I remembered another trick. A thing I just read in a book about anxiety where you list what the author calls glimmers. It’s like triggers, except the opposite. Glimmers are all the things around you that give you a little charge of happiness. I read this and immediately thought it was stupid and would never work. It was four-thirty. I sat up on the couch.
The dog was curled next to me, and I could hear her soft breathing in and out. The dog, I listed. This blanket. It smells like dog, but I love the dog, so that’s okay. My fuzzy socks and how soft they are. That plant over by the window, a gift from my father in-law and how he told me that it will flower one day when I least expect it, and that hasn’t happened yet, but I believe him.

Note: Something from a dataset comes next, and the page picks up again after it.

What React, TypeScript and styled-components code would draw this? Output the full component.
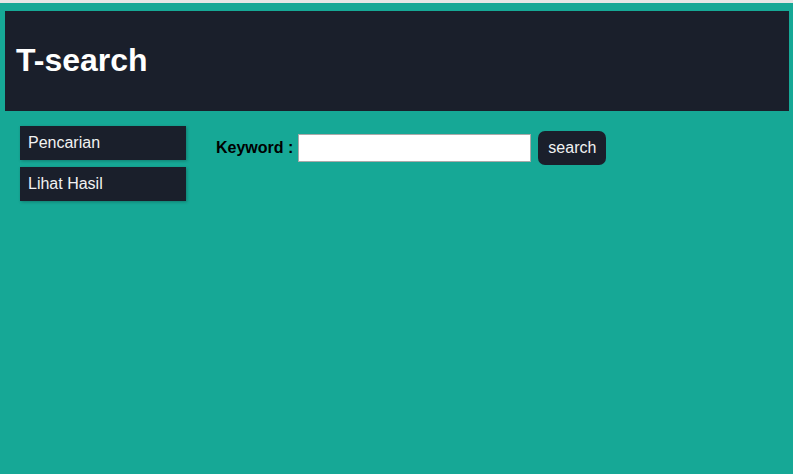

I slid onto my side on the couch, twisting around the dog, and went on with my list. The pile of library books near my head. The other plant by the window that I nurtured from seeds and now it’s so perky and glossy and always stretching toward the light. My orange purse. A cloth napkin I bought at a shop in France that will forever remind me of strolling through Monet’s garden.
Somewhere along the way I fell asleep.
In the morning, I wasn’t as bleary-eyed as I’d feared. The room was bright from sun and the sparkle of all that snow. And wedged up beside me, the snoozing dog. Fine for now, but for now is all we have, and I am grateful for it.